The manufacturer’s list price for any particular vehicle is the price recommended by the manufacturer as the selling price of that vehicle new. It is the manufacturer’s list price rather than the actual purchase price that is used as the value for purposes of calculating the motor vehicle excise. The following example illustrates how excise amounts are calculated.

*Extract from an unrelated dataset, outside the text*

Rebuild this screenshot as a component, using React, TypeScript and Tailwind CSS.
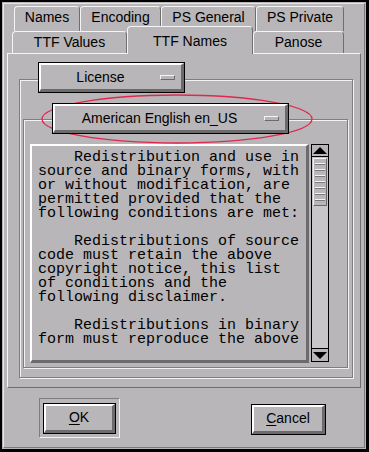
import React from "react"

const licenseText = `    Redistribution and use in
source and binary forms, with
or without modification, are
permitted provided that the
following conditions are met:

    Redistributions of source
code must retain the above
copyright notice, this list
of conditions and the
following disclaimer.

    Redistributions in binary
form must reproduce the above`

function Tab({ label, w, h, selected = false, pb = "pb-[3px]" }: { label: string; w: string; h: string; selected?: boolean; pb?: string }) {
  return (
    <div
      className={`${w} ${h} ${pb} ${selected ? "relative z-10 -mb-[1px] border-b-0" : ""} flex items-center justify-center rounded-t-[4px] border-l border-t border-r border-l-[#f4f4f4] border-t-[#f4f4f4] border-r-[#6e6e6e] bg-[#b8b6b8] text-[14px] text-black`}
    >
      {label}
    </div>
  )
}

function Indicator() {
  return <div className="h-[5px] w-[15px] border border-t-[#f4f4f4] border-l-[#f4f4f4] border-r-[#6b6b6b] border-b-[#6b6b6b]" />
}

function OptionButton({ label, w, indicatorMr }: { label: string; w: string; indicatorMr: string }) {
  return (
    <div className={`relative z-10 ${w} h-[31px] border border-black`}>
      <div className="flex h-full items-center border-t-2 border-l-2 border-b-[3px] border-r-[3px] border-t-white border-l-white border-b-[#6b6b6b] border-r-[#6b6b6b] bg-[#b8b6b8]">
        <span className="flex-1 text-center text-[14px] leading-none">{label}</span>
        <div className={indicatorMr}>
          <Indicator />
        </div>
      </div>
    </div>
  )
}

function PushButton({ children, w }: { children: React.ReactNode; w: string }) {
  return (
    <div className={`${w} h-[31px] border border-black`}>
      <div className="flex h-full items-center justify-center border-t-2 border-l-2 border-b-[3px] border-r-[3px] border-t-white border-l-white border-b-[#6b6b6b] border-r-[#6b6b6b] bg-[#b8b6b8] text-[14px]">
        {children}
      </div>
    </div>
  )
}

function ScrollBar() {
  return (
    <div className="flex h-[218px] w-[18px] flex-col border border-black bg-[#c9c6c9]">
      <div className="flex h-[12px] items-center justify-center border-b border-black bg-[#b8b6b8]">
        <div className="h-0 w-0 border-l-[7px] border-r-[7px] border-b-[7px] border-l-transparent border-r-transparent border-b-black" />
      </div>
      <div className="mx-[1px] mt-[1px] flex h-[48px] flex-col items-center justify-center gap-[4px] border border-t-[#f0f0f0] border-l-[#f0f0f0] border-r-[#6b6b6b] border-b-[#6b6b6b] bg-[#b8b6b8]">
        {[0, 1, 2, 3, 4, 5, 6].map((i) => (
          <div key={i} className="h-[2px] w-[10px] border-t border-b border-t-[#f4f4f4] border-b-[#7a7a7a]" />
        ))}
      </div>
      <div className="flex-1" />
      <div className="flex h-[13px] items-center justify-center border-t border-black bg-[#b8b6b8]">
        <div className="h-0 w-0 border-l-[7px] border-r-[7px] border-t-[7px] border-l-transparent border-r-transparent border-t-black" />
      </div>
    </div>
  )
}

export default function App() {
  return (
    <div className="relative h-[452px] w-[369px] border-t-2 border-l-2 border-r-[3px] border-b-[3px] border-black bg-[#b8b6b8] font-['Liberation_Sans',Arial,sans-serif] text-black">
      <div className="m-[1px] flex h-[calc(100%-2px)] flex-col border border-t-[#e6e6e6] border-l-[#e6e6e6] border-r-[#7a7a7a] border-b-[#7a7a7a]">
        {/* tabs row 1 */}
        <div className="ml-[10px] mt-[2px] flex h-[25px]">
          <Tab label="Names" w="w-[66px]" h="h-[25px]" />
          <Tab label="Encoding" w="w-[81px]" h="h-[25px]" />
          <Tab label="PS General" w="w-[95px]" h="h-[25px]" />
          <Tab label="PS Private" w="w-[88px]" h="h-[25px]" />
        </div>
        {/* tabs row 2 */}
        <div className="relative z-10 -mt-[5px] ml-[8px] flex h-[27px] items-end">
          <Tab label="TTF Values" w="w-[115px]" h="h-[22px]" pb="pb-[1px]" />
          <Tab label="TTF Names" w="w-[126px]" h="h-[28px]" selected pb="pt-[1px]" />
          <Tab label="Panose" w="w-[91px]" h="h-[22px]" pb="pb-[1px]" />
        </div>
        {/* panel */}
        <div className="ml-[3px] flex h-[335px] w-[354px] flex-col border border-t-[#f4f4f4] border-l-[#f4f4f4] border-r-[#6e6e6e] border-b-[#6e6e6e]">
          <div className="ml-[30px] mt-[8px]">
            <OptionButton label="License" w="w-[147px]" indicatorMr="mr-[6px]" />
          </div>
          <div className="-mt-[14px] ml-[11px] h-[299px] w-[334px] border border-[#7e7e7e] shadow-[inset_1px_1px_0_#f2f2f2,1px_1px_0_#f2f2f2]">
            <div className="ml-[32px] mt-[23px]">
              <OptionButton label="American English en_US" w="w-[237px]" indicatorMr="mr-[6px]" />
            </div>
            <div className="-mt-[15px] ml-[3px] h-[249px] w-[325px] border border-[#7e7e7e] shadow-[inset_1px_1px_0_#f2f2f2,1px_1px_0_#f2f2f2]">
              <div className="ml-[6px] mt-[24px] flex gap-[2px]">
                <div className="h-[219px] w-[279px] overflow-hidden border-t-2 border-l-2 border-b-[3px] border-r-[3px] border-t-white border-l-white border-b-[#6b6b6b] border-r-[#6b6b6b] bg-[#b8b6b8] pl-[6px] pt-[5px]">
                  <pre className="whitespace-pre font-['Liberation_Mono','Courier_New',monospace] text-[15px] leading-[14px] text-black">{licenseText}</pre>
                </div>
                <ScrollBar />
              </div>
            </div>
          </div>
        </div>
        {/* buttons */}
        <div className="mt-[10px] flex items-center justify-between pl-[35px] pr-[38px]">
          <div className="flex h-[40px] w-[81px] items-center justify-center border border-t-[#7e7e7e] border-l-[#7e7e7e] border-r-[#f2f2f2] border-b-[#f2f2f2]">
            <PushButton w="w-[73px]">
              <span>
                <span className="underline underline-offset-2">O</span>K
              </span>
            </PushButton>
          </div>
          <div className="mt-[2px]">
            <PushButton w="w-[75px]">
              <span>
                <span className="underline underline-offset-2">C</span>ancel
              </span>
            </PushButton>
          </div>
        </div>
      </div>
      {/* annotation ellipse */}
      <svg className="pointer-events-none absolute left-[39px] top-[92px]" width="272" height="50" viewBox="0 0 272 50">
        <ellipse cx="136" cy="25" rx="135" ry="24" fill="none" stroke="#e0284f" strokeWidth="1.3" />
      </svg>
    </div>
  )
}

Year of Purchase List Price times % times $25 per $1000 = Excise Bill
Preceding model year (2008 model in 2007) $45,000 x 50% = $22,500 x .025 = $562.50
Same year as model year (2008 model in 2008) $45,000 x 90% = $40,500 x .025 = $1,012.50
Second year (2007 model in 2008) $45,000 x 60% = $27,000 x .025 = $675.00
Third year (2006 model in 2008) $45,000 x 40% = $18,000 x .025 = $450.00
Fourth Year (2005 model in 2008) $45,000 x 25% = $11,250 x .025 = $281.25
Fifth Year (2004 model in 2008) $45,000 x 10% = $4,500 x .025 = $112.50
All taxpayers are welcome to call this office (413-565-4115) for assistance and clarification of any question or concerns that they have about their value or data on property cards. We will gladly provide information and assist you in any way that we can. Only your state senator or state representative can change laws and regulations pertaining to cities and towns in Commonwealth. Although sometimes cumbersome to apply, the laws and regulations are in place to provide fair and uniform application of assessments for everyone.